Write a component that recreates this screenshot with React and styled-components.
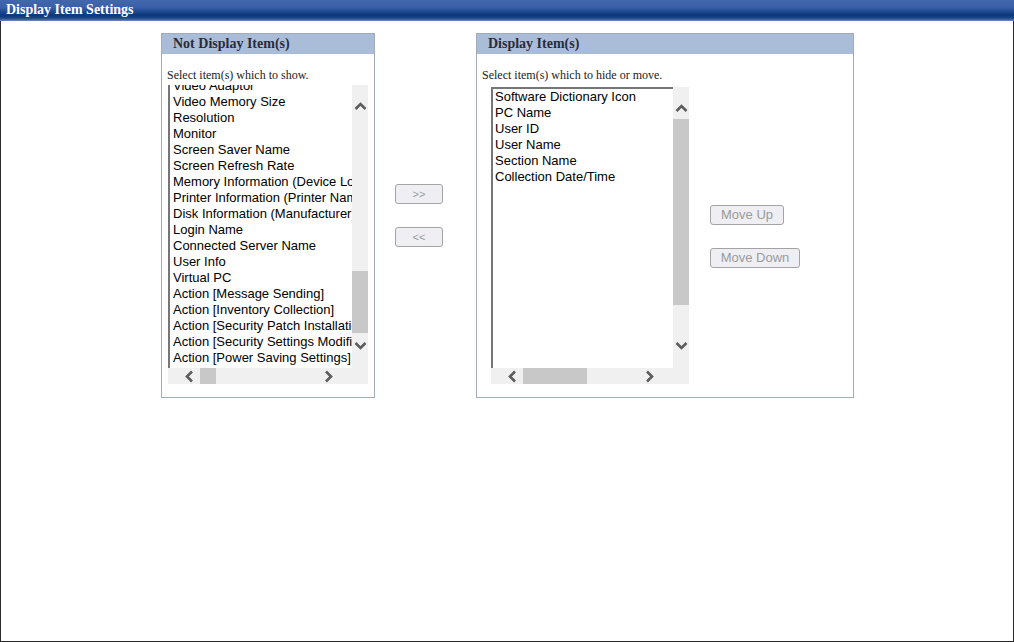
import React from "react";
import styled, { createGlobalStyle } from "styled-components";

const Global = createGlobalStyle`
  html, body { margin: 0; padding: 0; background: #fff; }
  body { width: 1014px; height: 642px; overflow: hidden; }
  * { box-sizing: border-box; }
`;

const Page = styled.div`
  width: 1014px;
  height: 642px;
  display: flex;
  flex-direction: column;
`;

const TitleBar = styled.div`
  height: 21px;
  flex: none;
  padding-left: 6px;
  color: #fff;
  font: bold 14px/20px "Liberation Serif", serif;
  background: linear-gradient(
    to bottom,
    #4267ad 0%,
    #3a60a8 35%,
    #1f4a92 55%,
    #0b3879 72%,
    #1a4485 85%,
    #4a6ca6 95%,
    #7a92bd 100%
  );
`;

const Frame = styled.div`
  flex: 1;
  border: 1px solid #2a2a2a;
  border-top: none;
  padding: 12px 0 0 160px;
`;

const Row = styled.div`
  display: flex;
  align-items: flex-start;
`;

const Panel = styled.section`
  width: ${(p) => p.$w}px;
  height: 365px;
  border: 1px solid #a2abba;
  display: flex;
  flex-direction: column;
`;

const PanelHeader = styled.h2`
  margin: 0;
  height: 20px;
  padding-left: 11px;
  background: #a9bdd8;
  color: #2b2b38;
  font: bold 14px/20px "Liberation Serif", serif;
`;

const Hint = styled.div`
  margin-top: 14px;
  padding-left: 5px;
  height: 14px;
  color: #222;
  font: 12px/14px "Liberation Serif", serif;
`;

const PanelBody = styled.div`
  display: flex;
  align-items: flex-start;
  margin-top: ${(p) => p.$top}px;
  padding-left: ${(p) => p.$left}px;
`;

const ListBox = styled.div`
  width: ${(p) => p.$w}px;
  height: ${(p) => p.$h}px;
  display: grid;
  grid-template-columns: 1fr 16px;
  grid-template-rows: 1fr 16px;
  background: #f0f0f0;
`;

const ListContent = styled.div`
  background: #fff;
  overflow: hidden;
  border-left: 2px solid #767676;
  border-top: ${(p) => (p.$topBorder ? "2px solid #767676" : "none")};
  padding-left: ${(p) => p.$pad}px;
`;

const ItemList = styled.ul`
  list-style: none;
  margin: ${(p) => p.$offset}px 0 0;
  padding: 0;
`;

const Item = styled.li`
  height: 16px;
  white-space: nowrap;
  color: #000;
  font: 13px/16px "Liberation Sans", Arial, sans-serif;
`;

const VBar = styled.div`
  display: flex;
  flex-direction: column;
  background: #f0f0f0;
`;

const HBar = styled.div`
  display: flex;
  background: #f0f0f0;
`;

const ArrowV = styled.div`
  height: 32px;
  flex: none;
  display: flex;
  justify-content: center;
  align-items: ${(p) => (p.$end ? "flex-start" : "flex-end")};
  padding: ${(p) => (p.$end ? "3px 0 0" : "0 0 4px")};
`;

const ArrowH = styled.div`
  width: 32px;
  flex: none;
  display: flex;
  align-items: center;
  justify-content: ${(p) => (p.$end ? "flex-start" : "flex-end")};
  padding: ${(p) => (p.$end ? "0 0 0 2px" : "0 4px 0 0")};
`;

const Track = styled.div`
  flex: 1;
  display: flex;
  flex-direction: ${(p) => (p.$vertical ? "column" : "row")};
`;

const Thumb = styled.div`
  flex: none;
  background: #c8c8c8;
`;

const Corner = styled.div`
  background: #f0f0f0;
`;

const MiddleCol = styled.div`
  width: 101px;
  padding: 151px 0 0 20px;
  display: flex;
  flex-direction: column;
  align-items: flex-start;
  gap: 23px;
`;

const SideCol = styled.div`
  margin-left: 21px;
  padding-top: 118px;
  display: flex;
  flex-direction: column;
  align-items: flex-start;
  gap: 23px;
`;

const Button = styled.button`
  width: ${(p) => p.$w}px;
  height: 20px;
  padding: 0;
  border: 1px solid #a3a3a3;
  border-radius: 3px;
  background: #efeff3;
  color: #9a9a9a;
  font: ${(p) => p.$fs || 13}px/18px "Liberation Sans", Arial, sans-serif;
  text-align: center;
`;

const Chevron = ({ dir }) => {
  const pts = {
    up: "1.5,9 6.5,4 11.5,9",
    down: "1.5,4 6.5,9 11.5,4",
    left: "9,1.5 4,6.5 9,11.5",
    right: "4,1.5 9,6.5 4,11.5",
  }[dir];
  return (
    <svg width="13" height="13" viewBox="0 0 13 13">
      <polyline points={pts} fill="none" stroke="#5c5c5c" strokeWidth="2.6" />
    </svg>
  );
};

function ScrollList({ w, h, items, offset, pad, topBorder, vThumb, hThumb }) {
  return (
    <ListBox $w={w} $h={h}>
      <ListContent $pad={pad} $topBorder={topBorder}>
        <ItemList $offset={offset}>
          {items.map((t) => (
            <Item key={t}>{t}</Item>
          ))}
        </ItemList>
      </ListContent>
      <VBar>
        <ArrowV>
          <Chevron dir="up" />
        </ArrowV>
        <Track $vertical>
          <Thumb style={{ marginTop: vThumb[0], height: vThumb[1], width: "100%" }} />
        </Track>
        <ArrowV $end>
          <Chevron dir="down" />
        </ArrowV>
      </VBar>
      <HBar>
        <ArrowH>
          <Chevron dir="left" />
        </ArrowH>
        <Track>
          <Thumb style={{ marginLeft: hThumb[0], width: hThumb[1], height: "100%" }} />
        </Track>
        <ArrowH $end>
          <Chevron dir="right" />
        </ArrowH>
      </HBar>
      <Corner />
    </ListBox>
  );
}

const hidden = [
  "Video Adaptor",
  "Video Memory Size",
  "Resolution",
  "Monitor",
  "Screen Saver Name",
  "Screen Refresh Rate",
  "Memory Information (Device Location)",
  "Printer Information (Printer Name)",
  "Disk Information (Manufacturer)",
  "Login Name",
  "Connected Server Name",
  "User Info",
  "Virtual PC",
  "Action [Message Sending]",
  "Action [Inventory Collection]",
  "Action [Security Patch Installation]",
  "Action [Security Settings Modification]",
  "Action [Power Saving Settings]",
];

const shown = [
  "Software Dictionary Icon",
  "PC Name",
  "User ID",
  "User Name",
  "Section Name",
  "Collection Date/Time",
];

export default function App() {
  return (
    <Page>
      <Global />
      <TitleBar>Display Item Settings</TitleBar>
      <Frame>
        <Row>
          <Panel $w={214}>
            <PanelHeader>Not Display Item(s)</PanelHeader>
            <Hint>Select item(s) which to show.</Hint>
            <PanelBody $top={3} $left={6}>
              <ScrollList
                w={200}
                h={299}
                items={hidden}
                offset={-7}
                pad={3}
                vThumb={[154, 62]}
                hThumb={[0, 16]}
              />
            </PanelBody>
          </Panel>
          <MiddleCol>
            <Button $w={48} $fs={11} disabled>&gt;&gt;</Button>
            <Button $w={48} $fs={11} disabled>&lt;&lt;</Button>
          </MiddleCol>
          <Panel $w={378}>
            <PanelHeader>Display Item(s)</PanelHeader>
            <Hint>Select item(s) which to hide or move.</Hint>
            <PanelBody $top={5} $left={14}>
              <ScrollList
                w={198}
                h={297}
                items={shown}
                offset={0}
                pad={2}
                topBorder
                vThumb={[0, 186]}
                hThumb={[0, 64]}
              />
              <SideCol>
                <Button $w={74} disabled>Move Up</Button>
                <Button $w={90} disabled>Move Down</Button>
              </SideCol>
            </PanelBody>
          </Panel>
        </Row>
      </Frame>
    </Page>
  );
}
##############################
» Work to do:
Reproduce all of the material above word for word. Omit the pictures.

» The response:
Write a component that recreates this screenshot with React and styled-components.
import React from "react";
import styled, { createGlobalStyle } from "styled-components";

const Global = createGlobalStyle`
  html, body { margin: 0; padding: 0; background: #fff; }
  body { width: 1014px; height: 642px; overflow: hidden; }
  * { box-sizing: border-box; }
`;

const Page = styled.div`
  width: 1014px;
  height: 642px;
  display: flex;
  flex-direction: column;
`;

const TitleBar = styled.div`
  height: 21px;
  flex: none;
  padding-left: 6px;
  color: #fff;
  font: bold 14px/20px "Liberation Serif", serif;
  background: linear-gradient(
    to bottom,
    #4267ad 0%,
    #3a60a8 35%,
    #1f4a92 55%,
    #0b3879 72%,
    #1a4485 85%,
    #4a6ca6 95%,
    #7a92bd 100%
  );
`;

const Frame = styled.div`
  flex: 1;
  border: 1px solid #2a2a2a;
  border-top: none;
  padding: 12px 0 0 160px;
`;

const Row = styled.div`
  display: flex;
  align-items: flex-start;
`;

const Panel = styled.section`
  width: ${(p) => p.$w}px;
  height: 365px;
  border: 1px solid #a2abba;
  display: flex;
  flex-direction: column;
`;

const PanelHeader = styled.h2`
  margin: 0;
  height: 20px;
  padding-left: 11px;
  background: #a9bdd8;
  color: #2b2b38;
  font: bold 14px/20px "Liberation Serif", serif;
`;

const Hint = styled.div`
  margin-top: 14px;
  padding-left: 5px;
  height: 14px;
  color: #222;
  font: 12px/14px "Liberation Serif", serif;
`;

const PanelBody = styled.div`
  display: flex;
  align-items: flex-start;
  margin-top: ${(p) => p.$top}px;
  padding-left: ${(p) => p.$left}px;
`;

const ListBox = styled.div`
  width: ${(p) => p.$w}px;
  height: ${(p) => p.$h}px;
  display: grid;
  grid-template-columns: 1fr 16px;
  grid-template-rows: 1fr 16px;
  background: #f0f0f0;
`;

const ListContent = styled.div`
  background: #fff;
  overflow: hidden;
  border-left: 2px solid #767676;
  border-top: ${(p) => (p.$topBorder ? "2px solid #767676" : "none")};
  padding-left: ${(p) => p.$pad}px;
`;

const ItemList = styled.ul`
  list-style: none;
  margin: ${(p) => p.$offset}px 0 0;
  padding: 0;
`;

const Item = styled.li`
  height: 16px;
  white-space: nowrap;
  color: #000;
  font: 13px/16px "Liberation Sans", Arial, sans-serif;
`;

const VBar = styled.div`
  display: flex;
  flex-direction: column;
  background: #f0f0f0;
`;

const HBar = styled.div`
  display: flex;
  background: #f0f0f0;
`;

const ArrowV = styled.div`
  height: 32px;
  flex: none;
  display: flex;
  justify-content: center;
  align-items: ${(p) => (p.$end ? "flex-start" : "flex-end")};
  padding: ${(p) => (p.$end ? "3px 0 0" : "0 0 4px")};
`;

const ArrowH = styled.div`
  width: 32px;
  flex: none;
  display: flex;
  align-items: center;
  justify-content: ${(p) => (p.$end ? "flex-start" : "flex-end")};
  padding: ${(p) => (p.$end ? "0 0 0 2px" : "0 4px 0 0")};
`;

const Track = styled.div`
  flex: 1;
  display: flex;
  flex-direction: ${(p) => (p.$vertical ? "column" : "row")};
`;

const Thumb = styled.div`
  flex: none;
  background: #c8c8c8;
`;

const Corner = styled.div`
  background: #f0f0f0;
`;

const MiddleCol = styled.div`
  width: 101px;
  padding: 151px 0 0 20px;
  display: flex;
  flex-direction: column;
  align-items: flex-start;
  gap: 23px;
`;

const SideCol = styled.div`
  margin-left: 21px;
  padding-top: 118px;
  display: flex;
  flex-direction: column;
  align-items: flex-start;
  gap: 23px;
`;

const Button = styled.button`
  width: ${(p) => p.$w}px;
  height: 20px;
  padding: 0;
  border: 1px solid #a3a3a3;
  border-radius: 3px;
  background: #efeff3;
  color: #9a9a9a;
  font: ${(p) => p.$fs || 13}px/18px "Liberation Sans", Arial, sans-serif;
  text-align: center;
`;

const Chevron = ({ dir }) => {
  const pts = {
    up: "1.5,9 6.5,4 11.5,9",
    down: "1.5,4 6.5,9 11.5,4",
    left: "9,1.5 4,6.5 9,11.5",
    right: "4,1.5 9,6.5 4,11.5",
  }[dir];
  return (
    <svg width="13" height="13" viewBox="0 0 13 13">
      <polyline points={pts} fill="none" stroke="#5c5c5c" strokeWidth="2.6" />
    </svg>
  );
};

function ScrollList({ w, h, items, offset, pad, topBorder, vThumb, hThumb }) {
  return (
    <ListBox $w={w} $h={h}>
      <ListContent $pad={pad} $topBorder={topBorder}>
        <ItemList $offset={offset}>
          {items.map((t) => (
            <Item key={t}>{t}</Item>
          ))}
        </ItemList>
      </ListContent>
      <VBar>
        <ArrowV>
          <Chevron dir="up" />
        </ArrowV>
        <Track $vertical>
          <Thumb style={{ marginTop: vThumb[0], height: vThumb[1], width: "100%" }} />
        </Track>
        <ArrowV $end>
          <Chevron dir="down" />
        </ArrowV>
      </VBar>
      <HBar>
        <ArrowH>
          <Chevron dir="left" />
        </ArrowH>
        <Track>
          <Thumb style={{ marginLeft: hThumb[0], width: hThumb[1], height: "100%" }} />
        </Track>
        <ArrowH $end>
          <Chevron dir="right" />
        </ArrowH>
      </HBar>
      <Corner />
    </ListBox>
  );
}

const hidden = [
  "Video Adaptor",
  "Video Memory Size",
  "Resolution",
  "Monitor",
  "Screen Saver Name",
  "Screen Refresh Rate",
  "Memory Information (Device Location)",
  "Printer Information (Printer Name)",
  "Disk Information (Manufacturer)",
  "Login Name",
  "Connected Server Name",
  "User Info",
  "Virtual PC",
  "Action [Message Sending]",
  "Action [Inventory Collection]",
  "Action [Security Patch Installation]",
  "Action [Security Settings Modification]",
  "Action [Power Saving Settings]",
];

const shown = [
  "Software Dictionary Icon",
  "PC Name",
  "User ID",
  "User Name",
  "Section Name",
  "Collection Date/Time",
];

export default function App() {
  return (
    <Page>
      <Global />
      <TitleBar>Display Item Settings</TitleBar>
      <Frame>
        <Row>
          <Panel $w={214}>
            <PanelHeader>Not Display Item(s)</PanelHeader>
            <Hint>Select item(s) which to show.</Hint>
            <PanelBody $top={3} $left={6}>
              <ScrollList
                w={200}
                h={299}
                items={hidden}
                offset={-7}
                pad={3}
                vThumb={[154, 62]}
                hThumb={[0, 16]}
              />
            </PanelBody>
          </Panel>
          <MiddleCol>
            <Button $w={48} $fs={11} disabled>&gt;&gt;</Button>
            <Button $w={48} $fs={11} disabled>&lt;&lt;</Button>
          </MiddleCol>
          <Panel $w={378}>
            <PanelHeader>Display Item(s)</PanelHeader>
            <Hint>Select item(s) which to hide or move.</Hint>
            <PanelBody $top={5} $left={14}>
              <ScrollList
                w={198}
                h={297}
                items={shown}
                offset={0}
                pad={2}
                topBorder
                vThumb={[0, 186]}
                hThumb={[0, 64]}
              />
              <SideCol>
                <Button $w={74} disabled>Move Up</Button>
                <Button $w={90} disabled>Move Down</Button>
              </SideCol>
            </PanelBody>
          </Panel>
        </Row>
      </Frame>
    </Page>
  );
}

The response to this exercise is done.